The third semiconductor pattern SP3 may include a plurality of areas having different electrical properties depending on whether metal oxide is reduced or not. The area of the third semiconductor pattern SP3 where the metal oxide is reduced (hereinafter, referred to as the reduced area) may have a higher conductivity (e.g., electrical conductivity) than the area of the third semiconductor pattern SP3 where the metal oxide is not reduced (hereinafter, referred to as the non-reduced area). The reduced area may substantially serve as a source or drain of a transistor. The non-reduced area may substantially correspond to a channel (or, an active) of the transistor.

The third semiconductor pattern SP3 may include the third source S3, the third channel A3, and the third drain D3. The third source S3 and the third drain D3 may extend from the third channel A3 in opposite directions. For example, the third source S3 and the third drain D3 may be spaced apart from each other with the third channel A3 therebetween when viewed from above the plane.

The fourth insulating layer IL4 may be on the third insulating layer IL3. The fourth insulating layer IL4 may cover the third semiconductor pattern SP3.

The third gate electrode G3 may be on the fourth insulating layer IL4. The third gate electrode G3 may overlap the third channel A3. In an embodiment, the third gate electrode G3 may function as a mask in a process of doping the third semiconductor pattern SP3.

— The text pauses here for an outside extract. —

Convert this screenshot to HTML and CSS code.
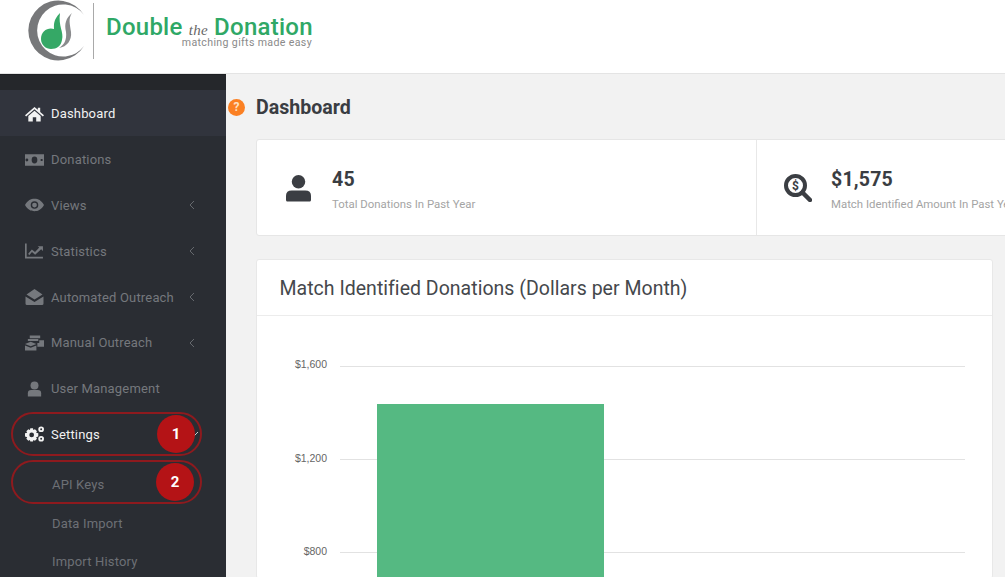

The third semiconductor pattern SP3 may overlap a portion of the second light blocking pattern BML2 provided under the third semiconductor pattern SP3. The portion of the second light blocking pattern BML2 that overlaps the third semiconductor pattern SP3 may serve as the gate of the third transistor T3 together with the third gate electrode G3. In embodiments, the third gate of the third transistor T3 may be formed double. Accordingly, the third gate of the third transistor T3 may have sufficient gate charges and may be switched at high speed. In embodiments, because the second light blocking pattern BML2 overlaps the third semiconductor pattern SP3, the third semiconductor pattern SP3 may be prevented from being damaged by light introduced from below the display panel DP (or a likelihood, occurrence, or degree of such damage may be reduced). However, the structure of the third transistor T3 is illustrated as an example, and embodiments are not limited thereto.

In embodiments, the fourth transistor T4 (refer to FIG. 5) described above may be a transistor having the same or substantially the same structure as the third transistor T3. For example, the semiconductor pattern of the fourth transistor T4 (refer to FIG. 5) may be formed from the second semiconductor pattern layer in the same or substantially the same manner as the third semiconductor pattern SP3, and the gate electrode of the fourth transistor T4 (refer to FIG. 5) may be formed from the same conductive pattern layer as the third gate electrode G3. However, embodiments are not necessarily limited thereto.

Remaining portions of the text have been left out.